High Fidelity, by Nick Hornby
In response to being dumped, Rob goes back in time trying to figure out just exactly where it all went wrong and revisiting his ex-girlfriends. Along the way, he makes an awful lot of Top Five lists with his two sweet but going-nowhere employees (Top Five Side One Track Ones, Top Five Bands or Musicians Who Will Have To Be Shot Come the Musical Revolution); beds an American singer-songwriter ('recording artiste') who looks like an LA Law-era Susan Dey; spends his 35th birthday watching Terminator 2 and (worse) Robocop 2, then having drinks with a couple of remaining friends, whom he hates; and, finally, of course reaches some kind of mild epiphany, or self-knowledge, or at least resolution.
In the end, and after the sudden death of her father, Laura decides she's simply too tired not to go out with him. And Rob decides maybe he's grown up just enough to make a commitment to a woman whom he belatedly realises is very good for him maybe the best thing he's got going.

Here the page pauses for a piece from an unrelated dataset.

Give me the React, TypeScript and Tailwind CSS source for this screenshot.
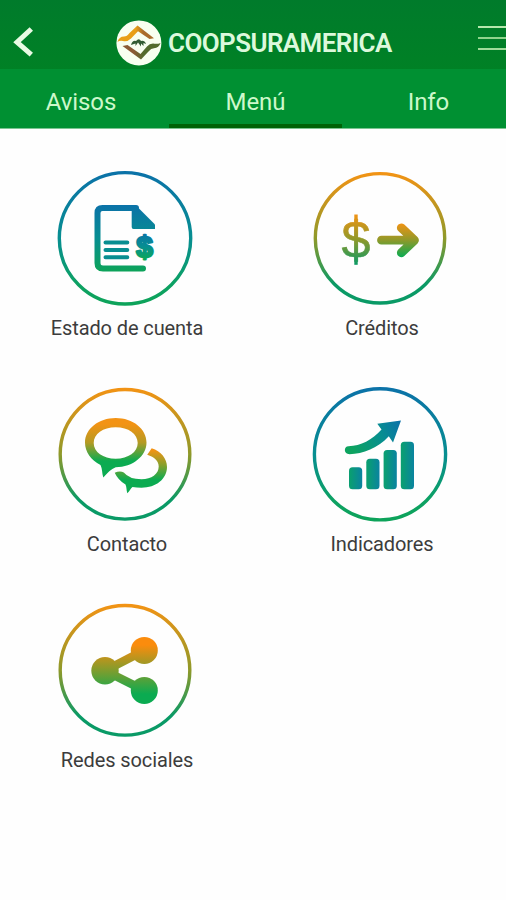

I can't say my 2009 re-reading of High Fidelity contained the stark shock of the familiar that it had before. And I don't think I chortled out loud as often or as loudly. But the book has become, somehow, with the passage of time (and the passage of stages of life), if anything, lovelier. And it certainly remains the case that if you haven't read this book (shock! horror!), you should really put it on your personal Top Five Most Important Books to Read Next list.

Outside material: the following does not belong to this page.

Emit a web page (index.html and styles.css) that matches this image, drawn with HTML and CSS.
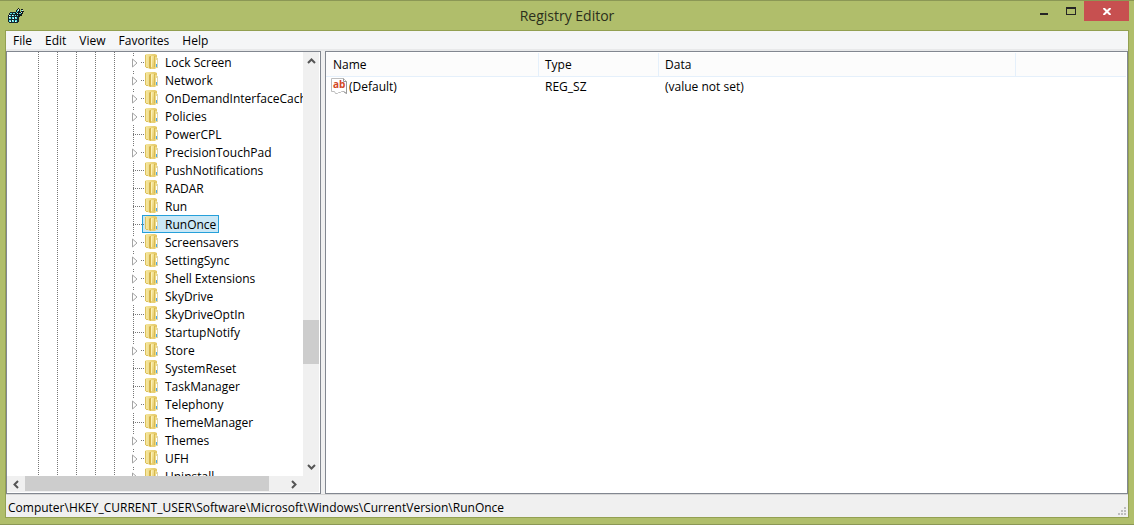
FILE: index.html
```html
<!DOCTYPE html>
<html lang="en">
<head>
<meta charset="utf-8">
<title>Registry Editor</title>
<link rel="stylesheet" href="styles.css">
</head>
<body>
<svg class="defs" aria-hidden="true">
  <defs>
    <linearGradient id="gold" x1="0" x2="1" y1="0" y2="0"><stop offset="0" stop-color="#f7eaa6"/><stop offset="1" stop-color="#e3c55f"/></linearGradient>
    <linearGradient id="flap" x1="0" x2="1" y1="0" y2="1"><stop offset="0" stop-color="#fdf3b8"/><stop offset="1" stop-color="#e0c055"/></linearGradient>
  </defs>
  <symbol id="folder" viewBox="0 0 16 16">
    <path d="M0 8h1v1H0z" fill="#777"/>
    <path d="M2 1l1-1h9l2 1v12l-2 2H7l-5-2z" fill="url(#gold)"/>
    <path d="M2 1h1v12H2zM3 13h2v1H3z" fill="#dcc05c"/>
    <path d="M7 2h5v11l-5 2z" fill="url(#flap)"/>
    <path d="M7 2h1v13l-2-1V3z" fill="#d5b44a"/>
    <path d="M8 3h1v10H8z" fill="#fbf2bc"/>
    <path d="M11 2h1v11h-1z" fill="#d8b94f"/>
    <path d="M12 3h2v11h-2z" fill="#eedb8a"/>
    <path d="M13 6h1v4h-1z" fill="#fff"/>
    <path d="M13 10h1v3h-1z" fill="#4aa8ea"/>
    <path d="M14 4h1v10h-1z" fill="#dcd4b0"/>
  </symbol>
  <symbol id="arrow" viewBox="0 0 6 10"><path d="M.5 1v8l4.500-4z" fill="#fff" stroke="#a3a3a3"/></symbol>
</svg>
<div class="window">
  <header class="titlebar">
    <svg class="app-icon" viewBox="0 0 16 16" shape-rendering="crispEdges">
      <path d="M1 5h1V4h6v1h1v1h2v8h-1v1H1v-1H0V7h1z" fill="#14272c"/>
      <path d="M2 5h2v1H2zM5 5h2v1H5zM1 7h2v1H1zM4 7h2v1H4zM7 7h1v1H7zM1 9h2v2H1zM4 9h2v2H4zM7 9h2v2H7zM1 12h2v2H1zM4 12h2v2H4zM7 12h2v2H7z" fill="#5be0e8"/>
      <path d="M1 7h1v1H1zM4 7h1v1H4zM1 9h1v1H1zM5 10h1v1H5zM7 9h1v1H7zM2 13h1v1H2zM4 12h1v1H4zM7 13h1v1H7z" fill="#effffd"/>
      <path d="M9 1h1V0h1v1h1v3h1V1h2v2h1v1h-1v2h-1v2h-2v1h-2V8H8V6H7V4h1V2h1z" fill="#111b1b"/>
      <path d="M9 2h1v2H9zM8 4h1v1H8zM13 2h1v1h-1zM11 5h2v1h-2zM9 7h1v1H9z" fill="#4dd4dc"/>
      <path d="M10 1h1v2h-1zM14 2h1v1h-1zM9 5h1v1H9zM13 4h1v1h-1z" fill="#dce9df"/>
    </svg>
    <h1 class="title">Registry Editor</h1>
    <div class="controls">
      <button class="control" aria-label="Minimize"><svg width="8" height="10"><path d="M0 8h8v2H0z" fill="#252525"/></svg></button>
      <button class="control" aria-label="Maximize"><svg width="10" height="8"><path d="M0 0h10v8H0zM1 2v5h8V2z" fill="#252525" fill-rule="evenodd"/></svg></button>
      <button class="control close" aria-label="Close"><svg width="8" height="7"><path d="M.5 0L7.500 7M7.500 0L.5 7" stroke="#fff" stroke-width="2"/></svg></button>
    </div>
  </header>
  <main class="client">
    <nav class="menubar">
      <button>File</button><button>Edit</button><button>View</button><button>Favorites</button><button>Help</button>
    </nav>
    <div class="panes">
      <section class="tree-pane" aria-label="Keys">
        <div class="tree-view">
          <ul class="tree" id="tree"></ul>
        </div>
        <div class="vscroll">
          <button aria-label="Scroll up"><svg width="9" height="6"><path d="M1 5l3.500-3.500L8 5" fill="none" stroke="#555" stroke-width="2"/></svg></button>
          <div class="vtrack"><div class="vthumb"></div></div>
          <button aria-label="Scroll down"><svg width="9" height="6"><path d="M1 1l3.500 3.500L8 1" fill="none" stroke="#555" stroke-width="2"/></svg></button>
        </div>
        <div class="hscroll">
          <button aria-label="Scroll left"><svg width="6" height="9"><path d="M5 1L1.500 4.500 5 8" fill="none" stroke="#555" stroke-width="2"/></svg></button>
          <div class="htrack"><div class="hthumb"></div></div>
          <button aria-label="Scroll right"><svg width="6" height="9"><path d="M1 1l3.500 3.500L1 8" fill="none" stroke="#555" stroke-width="2"/></svg></button>
        </div>
      </section>
      <section class="value-pane" aria-label="Values">
        <table class="values">
          <colgroup><col class="col-name"><col class="col-type"><col class="col-data"><col></colgroup>
          <thead><tr><th>Name</th><th>Type</th><th>Data</th><th></th></tr></thead>
          <tbody><tr>
            <td class="name-cell"><div class="name">
              <svg class="string-icon" viewBox="0 0 16 16"><path d="M.5.500h12l3 3v12l-3-2h-2l-1 1h-2l-1 1h-2l-1-2h-3z" fill="#fff" stroke="#bdbdbd"/><path d="M12.500.500v3h3v12l-3-2" fill="none" stroke="#999"/><text x="2" y="10">ab</text></svg>
              <span>(Default)</span></div></td>
            <td>REG_SZ</td><td>(value not set)</td><td></td>
          </tr></tbody>
        </table>
      </section>
    </div>
    <footer class="statusbar">
      <span>Computer\HKEY_CURRENT_USER\Software\Microsoft\Windows\CurrentVersion\RunOnce</span>
      <svg class="grip" width="8" height="8"><path d="M6 0h2v2H6zM3 3h2v2H3zM6 3h2v2H6zM0 6h2v2H0zM3 6h2v2H3zM6 6h2v2H6z" fill="#bdbdbd"/></svg>
    </footer>
  </main>
</div>
<script src="tree.js"></script>
</body>
</html>
```
FILE: styles.css
```css
* { box-sizing: border-box; }
body { margin: 0; font: 12px/18px "Open Sans", "Noto Sans", sans-serif; color: #000; }
button { border: 0; padding: 0; background: none; font: inherit; color: inherit; }
.defs { position: absolute; width: 0; height: 0; }
svg { display: block; flex: none; }

.window {
  height: 100vh; display: flex; flex-direction: column;
  padding: 0 5px 6px; background: #b0be6b;
  border-top: 1px solid #8b9755; border-bottom: 1px solid #8b9755;
}
.titlebar { display: grid; grid-template-columns: 1fr auto 1fr; height: 29px; flex: none; }
.app-icon { width: 16px; height: 16px; margin: 7px 3px; }
.title { margin: 0; font-size: 14px; font-weight: 400; line-height: 29px; color: #2b2f1c; }
.controls { display: flex; justify-content: flex-end; height: 20px; }
.control { width: 27px; display: flex; justify-content: center; padding-top: 6px; }
.control:first-child { padding-top: 4px; }
.close { width: 45px; background: #c75050; padding-top: 7px; }

.client { flex: 1; min-height: 0; display: flex; flex-direction: column; border: 1px solid #93a052; background: #f0f0f0; }
.menubar { display: flex; height: 20px; flex: none; gap: 13px; padding: 0 7px; line-height: 20px; background: #f5f6f7; border-bottom: 2px solid #e8e9ea; }

.panes { flex: 1; min-height: 0; display: flex; gap: 4px; }
.tree-pane {
  width: 315px; flex: none; display: grid; padding: 0 1px 1px 0;
  grid-template: minmax(0, 1fr) 16px / minmax(0, 1fr) 16px;
  border: 1px solid #828790; background: #fff;
}
.tree-view {
  overflow: hidden; padding-top: 1px;
  background: repeating-linear-gradient(transparent 0 1px, #fff 1px 2px),
    linear-gradient(90deg, transparent 31px, #777 31px 32px, transparent 32px 50px, #777 50px 51px, transparent 51px 69px, #777 69px 70px, transparent 70px 88px, #777 88px 89px, transparent 89px 107px, #777 107px 108px, transparent 108px);
}
.tree { list-style: none; margin: 0; padding: 0 0 0 121px; }
.tree li { display: flex; height: 18px; white-space: nowrap; }
.twig {
  width: 14px; flex: none; display: flex; align-items: center; padding-left: 4px;
  background: repeating-linear-gradient(#777 0 1px, transparent 1px 2px) 5px 0 / 1px 18px no-repeat,
    repeating-linear-gradient(90deg, #777 0 1px, transparent 1px 2px) 5px 9px / 9px 1px no-repeat;
}
.twig.expandable {
  padding-top: 1px;
  background: repeating-linear-gradient(#777 0 1px, transparent 1px 2px) 5px 0 / 1px 3px no-repeat,
    repeating-linear-gradient(90deg, #777 0 1px, transparent 1px 2px) 13px 9px / 1px 1px no-repeat;
}
.twig svg { width: 6px; height: 10px; }
.key { display: flex; gap: 6px; border: 1px solid transparent; padding-right: 2px; line-height: 18px; }
.key svg { width: 16px; height: 16px; }
.key.selected { background: #cbe8f6; border-color: #26a0da; }

.vscroll, .hscroll { display: flex; background: #f0f0f0; }
.vscroll { flex-direction: column; }
.hscroll { grid-column: 1 / 3; padding-right: 16px; }
.vscroll button, .hscroll button { flex: none; display: grid; place-items: center; width: 16px; height: 16px; }
.vscroll button { height: 18px; }
.hscroll button { width: 18px; }
.vtrack { flex: 1; display: flex; flex-direction: column; }
.vtrack::before { content: ""; flex: 250; }
.vtrack::after { content: ""; flex: 94; }
.vthumb { flex: 44; background: #cdcdcd; }
.htrack { flex: 1; }
.hthumb { width: 94%; height: 15px; background: #cdcdcd; }

.value-pane { flex: 1; min-width: 0; border: 1px solid #828790; background: #fff; padding: 1px 1px 0 0; }
.values { width: 100%; table-layout: fixed; border-collapse: separate; border-spacing: 0; }
.col-name { width: 213px; }
.col-type { width: 120px; }
.col-data { width: 357px; }
.values th { height: 24px; padding: 0 6px; text-align: left; font-weight: 400; background: #fcfcfc; border-bottom: 1px solid #e5f0fb; border-right: 1px solid #e5f0fb; }
.values th:first-child { padding-left: 7px; }
.values th:last-child { border-right: 0; }
.values td { height: 20px; padding: 0 6px; }
.values .name-cell { padding: 0 5px; }
.name { display: flex; gap: 2px; }
.string-icon { width: 16px; height: 16px; }
.string-icon text { font: bold 10px "Open Sans", sans-serif; fill: #d24726; }

.statusbar { display: flex; justify-content: space-between; height: 23px; flex: none; padding: 4px 2px 0; border-top: 1px solid #d7d7d7; }
.grip { align-self: flex-end; margin-bottom: 2px; }
```
FILE: tree.js
```js
// A leading "+" marks a key that has subkeys.
const keys = ["+Lock Screen", "+Network", "+OnDemandInterfaceCache", "+Policies", "PowerCPL",
  "+PrecisionTouchPad", "PushNotifications", "RADAR", "Run", "RunOnce", "+Screensavers",
  "+SettingSync", "+Shell Extensions", "+SkyDrive", "SkyDriveOptIn", "StartupNotify", "+Store",
  "SystemReset", "TaskManager", "+Telephony", "ThemeManager", "+Themes", "+UFH", "+Uninstall"];

document.getElementById("tree").innerHTML = keys.map(key => {
  const expandable = key[0] === "+";
  const name = key.replace("+", "");
  const twig = expandable
    ? `<button class="twig expandable" aria-label="Expand ${name}"><svg><use href="#arrow"/></svg></button>`
    : `<span class="twig"></span>`;
  const selected = name === "RunOnce" ? " selected" : "";
  return `<li>${twig}<button class="key${selected}"><svg><use href="#folder"/></svg><span>${name}</span></button></li>`;
}).join("");
```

Juliet Naked, by Nick Hornby
I should also mention that, along the way, I saw either A) Hornby going slightly downhill; or B) me growing slightly out of him. High Fidelity was life-changing. About a Boy was great, really great; and, really weirdly, was adapted extremely winningly and successfully for film. (*) How to Be Good was, well, good. (*) I sort of checked out after that; haven't even read A Long Way Down. So I didn't really expect to like Juliet Naked all that very much.But I do. I really, really do. The book's also about an unmarried live-together couple, Annie and Duncan, and Duncan is an obsessive over the music of one Tucker Crowe, who disappeared from sight two decades ago . . . and, so, you can also kind of see where I thought Hornby might be retreading already-trod-upon ground. But he's not. Or, if he is, it's still wonderfully fertile ground. Unexpectedly, Crowe releases an album of skeletal demo tracks from his magnum opus, Juliet, an omnibus account of an epic and tragic relationship. Duncan thinks the demos (titled, as you might guess, Juliet, Naked) redefine genius; Annie thinks they're rubbish, and makes so bold to write a review to that effect and publish it on Duncan's web site for obsessive Tucker Crowe fans. This irreconcilable difference marks the beginning of the end of Annie and Duncan's fifteen-year relationship, which maybe should have ended a lot earlier. And then Tucker writes Annie some e-mail and tells her how right she is . . .
The three points of this triangle all receive a really deft and complex psychological rendering, leaving us feeling that we know three people who are, like all people, far from being either all good or all bad. They are wounded, and they have some misperceptions of things, and they are trying and often failing. The handling of the e-epistolary relationship I'm always sceptical of novels with e-mail in them ;^) is unobtrusive and convincing. Ditto the ipods, and the digital photos, and even the Wikipedia entries. This is not trend-surfing but recognition that these things form an important ridge on the cultural landscape we're all trying not to tumble off of, and Hornby includes them effectively and unselfconsciously.
And, anyway, those things are merely background to the humour, and tenderness, and insight into, not so much the way we live now, but the way we've always lived, and always will do as long as we are human, and weak, and prone to loneliness, and to second-guessing ourselves. And as long as there remains the possibility of intriguing and rejuvenating and lovely human connection. Which we hope there will be for a long time to come.